Modernize your federal workflows with secure, agentic automation: Explore Moveworks AI for Federal Government.
Frequently Asked Questions
Start with the FedRAMP Marketplace at marketplace.fedramp.gov and filter by authorization status and impact level. Verify that the product name in the Marketplace matches the product being offered. Then layer in acquisition constraints like contract vehicle availability and agency-specific procurement requirements before finalizing a shortlist.
The FedRAMP Marketplace is the authoritative directory of cloud products that have achieved or are pursuing FedRAMP authorization. During evaluation, use it to confirm status, identify the authorizing agency, and check impact level alignment. Treat Authorized and In Process differently, and follow up with vendors on any gaps between their Marketplace entry and their sales claims.
Common artifacts include the System Security Plan, boundary diagrams, control responsibility summaries, and documentation of audit logging, encryption, and RBAC. For cross-system tools, also ask for evidence of how actions in connected systems are logged and how changes to workflow configurations are governed.

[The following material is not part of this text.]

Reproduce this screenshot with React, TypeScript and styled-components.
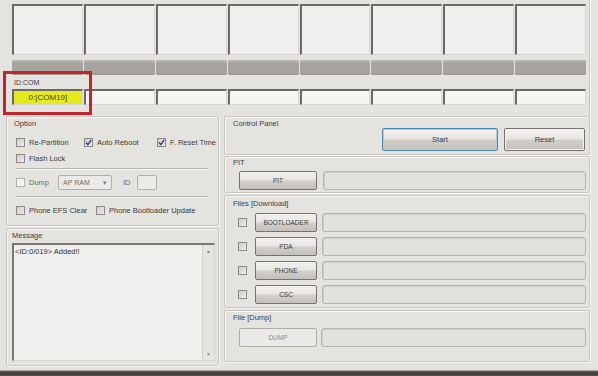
import React from "react";
import styled, { createGlobalStyle } from "styled-components";

const GlobalStyle = createGlobalStyle`
  html, body {
    margin: 0;
    padding: 0;
    background: #e5e3e0;
  }
  body {
    font-family: "Liberation Sans", Arial, sans-serif;
  }
`;

const slots = [0, 1, 2, 3, 4, 5, 6, 7];

const fileRows = ["BOOTLOADER", "PDA", "PHONE", "CSC"];

export default function App() {
  return (
    <>
      <GlobalStyle />
      <Window>
        <TopFrame>
          <SlotRow>
            {slots.map((i) => (
              <StatusBox key={i} />
            ))}
          </SlotRow>
          <SlotRow $mt={5}>
            {slots.map((i) => (
              <ProgressBar key={i} />
            ))}
          </SlotRow>
          <IdLabel>ID:COM</IdLabel>
          <SlotRow>
            {slots.map((i) => (
              <PortBox key={i} $active={i === 0}>
                {i === 0 ? "0:[COM19]" : ""}
              </PortBox>
            ))}
          </SlotRow>
        </TopFrame>

        <Annotation />

        <Lower>
          <LeftColumn>
            <OptionGroup>
              <GroupLabel>Option</GroupLabel>
              <OptionRow $mt={7}>
                <CheckItem $w={68}>
                  <CheckBox />
                  Re-Partition
                </CheckItem>
                <CheckItem $w={73}>
                  <CheckBox $checked />
                  Auto Reboot
                </CheckItem>
                <CheckItem>
                  <CheckBox $checked />
                  F. Reset Time
                </CheckItem>
              </OptionRow>
              <OptionRow $mt={4}>
                <CheckItem>
                  <CheckBox />
                  Flash Lock
                </CheckItem>
              </OptionRow>
              <Separator $mt={4} />
              <OptionRow $mt={5} $h={15}>
                <CheckItem $w={42} $disabled>
                  <CheckBox $disabled />
                  Dump
                </CheckItem>
                <Combo>
                  AP RAM
                  <ComboArrow>▾</ComboArrow>
                </Combo>
                <IdText>ID</IdText>
                <IdBox />
              </OptionRow>
              <Separator $mt={6} />
              <OptionRow $mt={6}>
                <CheckItem $w={80}>
                  <CheckBox />
                  Phone EFS Clear
                </CheckItem>
                <CheckItem>
                  <CheckBox />
                  Phone Bootloader Update
                </CheckItem>
              </OptionRow>
            </OptionGroup>

            <MessageGroup>
              <GroupLabel>Message</GroupLabel>
              <LogArea>
                <LogText>&lt;ID:0/019&gt; Added!!</LogText>
                <ScrollBar>
                  <ScrollArrow>▲</ScrollArrow>
                  <ScrollArrow>▼</ScrollArrow>
                </ScrollBar>
              </LogArea>
            </MessageGroup>
          </LeftColumn>

          <RightColumn>
            <ControlGroup>
              <GroupLabel>Control Panel</GroupLabel>
              <ControlRow>
                <ActionButton $w={116} $focused>
                  Start
                </ActionButton>
                <ActionButton $w={81}>Reset</ActionButton>
              </ControlRow>
            </ControlGroup>

            <PitGroup>
              <GroupLabel>PIT</GroupLabel>
              <FileRow $mt={3}>
                <FileButton $w={78}>PIT</FileButton>
                <PathField $ml={6} />
              </FileRow>
            </PitGroup>

            <FilesGroup>
              <GroupLabel>Files [Download]</GroupLabel>
              <FileList>
                {fileRows.map((name) => (
                  <FileRow key={name} $indent={5}>
                    <CheckBox />
                    <FileButton $w={62} $ml={8}>
                      {name}
                    </FileButton>
                    <PathField $ml={5} />
                  </FileRow>
                ))}
              </FileList>
            </FilesGroup>

            <DumpGroup>
              <GroupLabel>File [Dump]</GroupLabel>
              <FileRow $mt={5}>
                <FileButton $w={78} $disabled>
                  DUMP
                </FileButton>
                <PathField $ml={4} />
              </FileRow>
            </DumpGroup>
          </RightColumn>
        </Lower>

        <BottomEdge />
      </Window>
    </>
  );
}

const Window = styled.div`
  position: relative;
  width: 598px;
  height: 376px;
  overflow: hidden;
  background: #e5e3e0;
  color: #3d3b39;
  font-size: 8px;
  display: flex;
  flex-direction: column;
`;

const TopFrame = styled.div`
  width: 584px;
  height: 116px;
  margin-left: 6px;
  padding: 4px 0 0 6px;
  box-sizing: border-box;
  border-right: 1px solid #c8c5c1;
  box-shadow: 1px 0 0 #f6f5f3;
  flex-shrink: 0;
`;

const SlotRow = styled.div<{ $mt?: number }>`
  display: grid;
  grid-template-columns: repeat(8, 1fr);
  column-gap: 1px;
  width: 574px;
  margin-top: ${(p) => p.$mt ?? 0}px;
`;

const StatusBox = styled.div`
  height: 51px;
  box-sizing: border-box;
  background: #f1f0ee;
  border-top: 2px solid #6c6966;
  border-left: 2px solid #6c6966;
  border-right: 1px solid #d8d6d3;
  border-bottom: 1px solid #d8d6d3;
`;

const ProgressBar = styled.div`
  height: 15px;
  border-radius: 2px;
  background: #a7a39f;
  box-shadow: inset 0 2px 0 #b8b4b0, inset 0 -1px 0 #9a9692;
`;

const IdLabel = styled.div`
  height: 14px;
  padding-left: 2px;
  box-sizing: border-box;
  display: flex;
  align-items: flex-end;
  padding-bottom: 3px;
  font-size: 7px;
  color: #3d3b39;
`;

const PortBox = styled.div<{ $active?: boolean }>`
  height: 16px;
  box-sizing: border-box;
  background: ${(p) => (p.$active ? "#e4ea1b" : "#f6f5f4")};
  border-top: 2px solid #6c6966;
  border-left: 2px solid #6c6966;
  border-right: 1px solid #d8d6d3;
  border-bottom: 1px solid #d8d6d3;
  display: flex;
  align-items: center;
  justify-content: center;
  font-size: 8px;
  color: #46441c;
`;

const Annotation = styled.div`
  position: absolute;
  left: 3px;
  top: 71px;
  width: 89px;
  height: 44px;
  box-sizing: border-box;
  border: 3px solid #c3232b;
`;

const Lower = styled.div`
  display: flex;
  gap: 5px;
  height: 252px;
  padding-left: 6px;
  flex-shrink: 0;
`;

const LeftColumn = styled.div`
  width: 213px;
  display: flex;
  flex-direction: column;
  gap: 2px;
`;

const RightColumn = styled.div`
  width: 366px;
  display: flex;
  flex-direction: column;
`;

const Group = styled.div`
  box-sizing: border-box;
  border: 1px solid #cac7c3;
  border-radius: 2px;
  box-shadow: inset 1px 1px 0 #f7f6f4, 1px 1px 0 #f7f6f4;
  display: flex;
  flex-direction: column;
`;

const GroupLabel = styled.div`
  height: 10px;
  line-height: 10px;
  font-size: 7.5px;
  color: #3d3b39;
  white-space: nowrap;
`;

const OptionGroup = styled(Group)`
  height: 110px;
  padding: 2px 4px 0 9px;

  ${GroupLabel} {
    margin-left: -2px;
  }
`;

const OptionRow = styled.div<{ $mt: number; $h?: number }>`
  display: flex;
  align-items: center;
  height: ${(p) => p.$h ?? 12}px;
  margin-top: ${(p) => p.$mt}px;
`;

const CheckItem = styled.div<{ $w?: number; $disabled?: boolean }>`
  display: flex;
  align-items: center;
  gap: 4px;
  width: ${(p) => (p.$w ? `${p.$w}px` : "auto")};
  flex-shrink: 0;
  white-space: nowrap;
  font-size: 7.5px;
  color: ${(p) => (p.$disabled ? "#6e6b68" : "#3d3b39")};
`;

const CheckBoxBox = styled.span<{ $disabled?: boolean }>`
  width: 9px;
  height: 9px;
  box-sizing: border-box;
  flex-shrink: 0;
  border: 1px solid ${(p) => (p.$disabled ? "#b3b0ac" : "#8c8986")};
  background: ${(p) =>
    p.$disabled ? "#f3f2f0" : "linear-gradient(135deg, #cfccc8, #efeeec)"};
  display: flex;
  align-items: center;
  justify-content: center;
`;

function CheckBox({ $checked, $disabled }: { $checked?: boolean; $disabled?: boolean }) {
  return (
    <CheckBoxBox $disabled={$disabled}>
      {$checked && (
        <svg width="7" height="7" viewBox="0 0 7 7">
          <path d="M1 3.6 L2.9 5.6 L6.2 0.9" fill="none" stroke="#2c3b86" strokeWidth="1.4" />
        </svg>
      )}
    </CheckBoxBox>
  );
}

const Separator = styled.div<{ $mt: number }>`
  margin-top: ${(p) => p.$mt}px;
  margin-right: 5px;
  height: 1px;
  background: #b9b6b2;
  border-bottom: 1px solid #f7f6f4;
`;

const Combo = styled.div`
  width: 54px;
  height: 15px;
  box-sizing: border-box;
  border: 1px solid #b2afab;
  border-radius: 2px;
  background: #eceae8;
  display: flex;
  align-items: center;
  justify-content: space-between;
  padding: 0 4px;
  font-size: 7px;
  color: #6e6b68;
`;

const ComboArrow = styled.span`
  font-size: 7px;
  color: #7d7a77;
`;

const IdText = styled.span`
  margin-left: 11px;
  width: 14px;
  font-size: 7.5px;
  color: #6e6b68;
`;

const IdBox = styled.div`
  width: 20px;
  height: 15px;
  box-sizing: border-box;
  border: 1px solid #b2afab;
  border-radius: 2px;
  background: #eceae8;
`;

const MessageGroup = styled(Group)`
  height: 138px;
  padding: 2px 0 4px 5px;
`;

const LogArea = styled.div`
  margin-top: 2px;
  height: 119px;
  width: 203px;
  box-sizing: border-box;
  background: #f1f0ee;
  border-top: 2px solid #7a7774;
  border-left: 2px solid #7a7774;
  border-right: 1px solid #d6d4d1;
  border-bottom: 1px solid #d6d4d1;
  display: flex;
`;

const LogText = styled.div`
  flex: 1;
  padding: 2px 0 0 1px;
  font-size: 7.5px;
  color: #33312f;
  white-space: nowrap;
`;

const ScrollBar = styled.div`
  width: 11px;
  background: #e6e4e1;
  border-left: 1px solid #d4d1ce;
  display: flex;
  flex-direction: column;
  justify-content: space-between;
  align-items: center;
  padding: 3px 0;
`;

const ScrollArrow = styled.span`
  font-size: 5px;
  color: #8e8b88;
`;

const ControlGroup = styled(Group)`
  height: 39px;
  padding: 2px 4px 0 8px;
`;

const ControlRow = styled.div`
  display: flex;
  justify-content: flex-end;
  gap: 6px;
  margin-top: -1px;
`;

const buttonFace = `
  box-sizing: border-box;
  border-radius: 2px;
  display: flex;
  align-items: center;
  justify-content: center;
  color: #3a3836;
  background: linear-gradient(#f4f3f2, #e8e6e3 45%, #d2cfcb 55%, #c4c1bd);
`;

const ActionButton = styled.div<{ $w: number; $focused?: boolean }>`
  ${buttonFace}
  width: ${(p) => p.$w}px;
  height: 23px;
  font-size: 7.5px;
  border: 1px solid ${(p) => (p.$focused ? "#4f87aa" : "#75726f")};
  box-shadow: ${(p) => (p.$focused ? "inset 0 0 0 1px #a9cfe2" : "inset 0 0 0 1px #f3f2f0")};
`;

const PitGroup = styled(Group)`
  height: 37px;
  margin-top: 1px;
  padding: 1px 3px 0 8px;
`;

const FilesGroup = styled(Group)`
  height: 113px;
  margin-top: 2px;
  padding: 3px 3px 0 8px;
`;

const DumpGroup = styled(Group)`
  height: 52px;
  margin-top: 2px;
  padding: 2px 3px 0 8px;
`;

const FileList = styled.div`
  display: flex;
  flex-direction: column;
  gap: 5px;
  margin-top: 4px;
`;

const FileRow = styled.div<{ $mt?: number; $indent?: number }>`
  display: flex;
  align-items: center;
  height: 19px;
  margin-top: ${(p) => p.$mt ?? 0}px;
  padding-left: ${(p) => p.$indent ?? 6}px;
`;

const FileButton = styled.div<{ $w: number; $ml?: number; $disabled?: boolean }>`
  ${buttonFace}
  width: ${(p) => p.$w}px;
  height: 19px;
  flex-shrink: 0;
  margin-left: ${(p) => p.$ml ?? 0}px;
  font-size: 6.5px;
  border: 1px solid ${(p) => (p.$disabled ? "#b0ada9" : "#75726f")};
  ${(p) =>
    p.$disabled &&
    `
    background: #ebe9e7;
    color: #8d8a87;
  `}
`;

const PathField = styled.div<{ $ml: number }>`
  flex: 1;
  height: 19px;
  box-sizing: border-box;
  margin-left: ${(p) => p.$ml}px;
  border: 1px solid #b6b3af;
  border-radius: 3px;
  background: #e3e1de;
  box-shadow: inset 1px 1px 0 #d0cdca;
`;

const BottomEdge = styled.div`
  height: 8px;
  background: linear-gradient(#e5e3e0 0, #e5e3e0 2px, #6a6764 3px, #3a3836 5px, #55524f);
`;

High-volume, repeatable workflows with clear approval logic tend to show the fastest impact: password resets, software access requests, employee onboarding tasks, procurement intake, and benefits or policy questions. These are good candidates for a first phase because they have measurable baselines and well-defined success criteria.

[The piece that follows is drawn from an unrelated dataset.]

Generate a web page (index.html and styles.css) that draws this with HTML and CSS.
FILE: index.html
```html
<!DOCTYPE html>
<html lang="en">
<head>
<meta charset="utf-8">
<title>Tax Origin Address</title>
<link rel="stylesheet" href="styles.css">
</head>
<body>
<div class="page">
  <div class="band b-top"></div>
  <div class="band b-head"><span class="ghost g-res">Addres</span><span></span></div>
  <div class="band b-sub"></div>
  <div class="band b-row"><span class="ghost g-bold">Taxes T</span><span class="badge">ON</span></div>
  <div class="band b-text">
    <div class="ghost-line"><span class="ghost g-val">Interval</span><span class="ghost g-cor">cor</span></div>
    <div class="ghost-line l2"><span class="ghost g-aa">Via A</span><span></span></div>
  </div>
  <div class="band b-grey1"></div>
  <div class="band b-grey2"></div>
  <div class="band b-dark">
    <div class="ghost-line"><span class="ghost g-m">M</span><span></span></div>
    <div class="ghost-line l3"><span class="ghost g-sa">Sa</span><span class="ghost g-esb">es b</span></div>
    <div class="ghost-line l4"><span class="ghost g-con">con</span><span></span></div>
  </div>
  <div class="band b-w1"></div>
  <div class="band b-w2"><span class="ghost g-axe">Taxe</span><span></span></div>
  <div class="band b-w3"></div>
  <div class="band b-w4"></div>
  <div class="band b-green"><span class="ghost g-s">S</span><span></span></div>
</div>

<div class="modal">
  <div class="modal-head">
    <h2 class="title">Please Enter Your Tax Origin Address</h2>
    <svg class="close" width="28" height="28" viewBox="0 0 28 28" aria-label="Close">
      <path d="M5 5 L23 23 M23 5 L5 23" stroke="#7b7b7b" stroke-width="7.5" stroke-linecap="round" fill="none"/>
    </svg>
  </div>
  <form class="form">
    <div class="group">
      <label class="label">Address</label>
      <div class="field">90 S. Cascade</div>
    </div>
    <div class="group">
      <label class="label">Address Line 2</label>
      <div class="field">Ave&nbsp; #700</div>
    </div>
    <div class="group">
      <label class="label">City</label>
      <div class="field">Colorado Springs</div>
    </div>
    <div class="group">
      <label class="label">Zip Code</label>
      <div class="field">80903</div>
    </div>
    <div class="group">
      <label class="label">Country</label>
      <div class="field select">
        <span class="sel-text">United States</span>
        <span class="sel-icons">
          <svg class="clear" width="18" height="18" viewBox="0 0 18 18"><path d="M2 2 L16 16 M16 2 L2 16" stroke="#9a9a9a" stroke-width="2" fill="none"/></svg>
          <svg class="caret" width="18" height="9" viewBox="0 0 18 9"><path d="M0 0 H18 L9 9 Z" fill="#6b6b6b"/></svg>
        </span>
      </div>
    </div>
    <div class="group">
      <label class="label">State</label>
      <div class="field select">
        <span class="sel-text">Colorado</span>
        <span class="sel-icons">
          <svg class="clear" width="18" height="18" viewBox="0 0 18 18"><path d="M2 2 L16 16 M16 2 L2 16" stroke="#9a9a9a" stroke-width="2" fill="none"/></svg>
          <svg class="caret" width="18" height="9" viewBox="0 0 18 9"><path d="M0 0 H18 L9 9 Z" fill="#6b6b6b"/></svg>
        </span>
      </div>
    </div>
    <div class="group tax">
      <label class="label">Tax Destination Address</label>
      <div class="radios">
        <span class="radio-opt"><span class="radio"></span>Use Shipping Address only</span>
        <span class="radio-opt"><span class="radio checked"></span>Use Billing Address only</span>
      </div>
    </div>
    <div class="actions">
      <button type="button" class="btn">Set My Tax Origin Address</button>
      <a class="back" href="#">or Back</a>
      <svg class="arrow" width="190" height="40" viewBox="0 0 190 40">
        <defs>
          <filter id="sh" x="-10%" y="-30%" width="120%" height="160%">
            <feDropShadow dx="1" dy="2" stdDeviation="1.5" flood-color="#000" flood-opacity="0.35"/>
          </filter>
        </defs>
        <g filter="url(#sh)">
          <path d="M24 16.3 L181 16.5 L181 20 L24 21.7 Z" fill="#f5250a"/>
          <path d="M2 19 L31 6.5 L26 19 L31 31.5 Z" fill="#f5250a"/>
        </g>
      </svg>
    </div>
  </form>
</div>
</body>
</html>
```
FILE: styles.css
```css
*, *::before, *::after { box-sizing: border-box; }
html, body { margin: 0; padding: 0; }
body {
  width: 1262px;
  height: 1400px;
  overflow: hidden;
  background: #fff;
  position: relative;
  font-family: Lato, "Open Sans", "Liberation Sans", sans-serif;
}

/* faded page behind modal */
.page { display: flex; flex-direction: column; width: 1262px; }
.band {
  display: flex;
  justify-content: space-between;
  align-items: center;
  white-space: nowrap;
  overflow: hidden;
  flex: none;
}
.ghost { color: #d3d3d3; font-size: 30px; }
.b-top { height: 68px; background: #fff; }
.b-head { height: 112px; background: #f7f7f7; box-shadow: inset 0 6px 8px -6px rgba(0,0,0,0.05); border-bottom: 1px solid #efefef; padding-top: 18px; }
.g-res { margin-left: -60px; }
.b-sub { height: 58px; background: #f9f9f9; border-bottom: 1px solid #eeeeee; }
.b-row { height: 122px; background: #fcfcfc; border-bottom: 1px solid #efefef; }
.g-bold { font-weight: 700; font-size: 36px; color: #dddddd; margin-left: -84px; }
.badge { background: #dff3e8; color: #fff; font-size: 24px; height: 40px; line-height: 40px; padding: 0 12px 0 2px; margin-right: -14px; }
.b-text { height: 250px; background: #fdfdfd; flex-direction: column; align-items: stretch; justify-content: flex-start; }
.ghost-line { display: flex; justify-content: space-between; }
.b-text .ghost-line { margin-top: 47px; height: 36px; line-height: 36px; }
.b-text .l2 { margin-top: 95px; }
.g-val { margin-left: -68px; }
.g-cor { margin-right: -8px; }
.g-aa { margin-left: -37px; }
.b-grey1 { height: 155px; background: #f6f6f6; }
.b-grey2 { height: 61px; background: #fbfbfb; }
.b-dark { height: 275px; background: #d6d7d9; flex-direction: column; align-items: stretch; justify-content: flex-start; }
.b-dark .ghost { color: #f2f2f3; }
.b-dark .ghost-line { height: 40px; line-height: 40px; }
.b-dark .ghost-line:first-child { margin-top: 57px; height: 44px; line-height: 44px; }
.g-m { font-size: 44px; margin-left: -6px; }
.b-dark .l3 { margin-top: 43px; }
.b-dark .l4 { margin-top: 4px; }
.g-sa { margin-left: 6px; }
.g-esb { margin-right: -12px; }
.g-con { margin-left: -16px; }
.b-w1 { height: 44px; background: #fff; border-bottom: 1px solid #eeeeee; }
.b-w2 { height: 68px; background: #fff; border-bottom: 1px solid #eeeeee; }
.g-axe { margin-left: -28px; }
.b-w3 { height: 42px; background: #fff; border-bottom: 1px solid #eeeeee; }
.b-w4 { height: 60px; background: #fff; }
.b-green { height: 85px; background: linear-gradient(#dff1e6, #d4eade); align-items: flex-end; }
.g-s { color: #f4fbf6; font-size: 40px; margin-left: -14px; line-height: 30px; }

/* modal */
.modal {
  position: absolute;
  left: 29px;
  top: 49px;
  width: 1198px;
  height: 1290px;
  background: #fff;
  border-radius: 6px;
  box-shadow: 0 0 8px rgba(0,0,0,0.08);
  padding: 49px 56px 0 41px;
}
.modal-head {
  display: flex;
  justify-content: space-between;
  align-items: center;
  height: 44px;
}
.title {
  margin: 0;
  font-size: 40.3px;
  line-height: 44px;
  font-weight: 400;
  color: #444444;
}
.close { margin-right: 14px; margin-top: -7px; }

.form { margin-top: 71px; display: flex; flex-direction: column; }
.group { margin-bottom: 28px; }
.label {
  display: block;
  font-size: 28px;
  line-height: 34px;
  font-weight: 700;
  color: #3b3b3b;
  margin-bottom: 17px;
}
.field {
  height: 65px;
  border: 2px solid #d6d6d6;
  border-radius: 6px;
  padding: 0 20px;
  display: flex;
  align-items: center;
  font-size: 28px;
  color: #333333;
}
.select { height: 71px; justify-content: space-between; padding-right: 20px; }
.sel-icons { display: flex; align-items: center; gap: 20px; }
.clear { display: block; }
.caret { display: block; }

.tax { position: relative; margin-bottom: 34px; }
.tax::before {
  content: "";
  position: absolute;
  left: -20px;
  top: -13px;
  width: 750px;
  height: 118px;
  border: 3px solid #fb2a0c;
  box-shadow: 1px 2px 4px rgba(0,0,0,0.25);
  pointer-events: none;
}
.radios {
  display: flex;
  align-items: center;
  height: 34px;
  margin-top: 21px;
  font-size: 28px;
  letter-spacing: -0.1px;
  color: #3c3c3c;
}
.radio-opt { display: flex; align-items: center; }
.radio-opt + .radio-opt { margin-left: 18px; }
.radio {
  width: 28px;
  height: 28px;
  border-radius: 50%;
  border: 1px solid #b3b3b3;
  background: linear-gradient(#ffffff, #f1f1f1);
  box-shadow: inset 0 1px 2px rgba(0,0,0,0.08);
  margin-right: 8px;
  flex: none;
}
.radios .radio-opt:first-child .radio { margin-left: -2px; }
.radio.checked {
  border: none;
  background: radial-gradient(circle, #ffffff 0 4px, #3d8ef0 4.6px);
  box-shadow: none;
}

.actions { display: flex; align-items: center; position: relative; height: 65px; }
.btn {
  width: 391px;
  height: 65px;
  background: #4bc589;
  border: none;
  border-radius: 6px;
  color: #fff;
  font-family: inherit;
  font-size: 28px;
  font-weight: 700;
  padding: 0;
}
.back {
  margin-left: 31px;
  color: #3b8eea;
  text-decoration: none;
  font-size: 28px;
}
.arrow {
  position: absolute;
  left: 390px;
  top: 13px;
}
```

Federal permitting modernization initiatives, such as those tracked at permittinginnovation.org, often require agencies to standardize intake, routing, and status visibility across inter-office handoffs. Workflow software that supports configurable routing, audit trails, and cross-system notifications is well-positioned to support these requirements, particularly for agencies managing high-volume permit reviews or field coordination processes.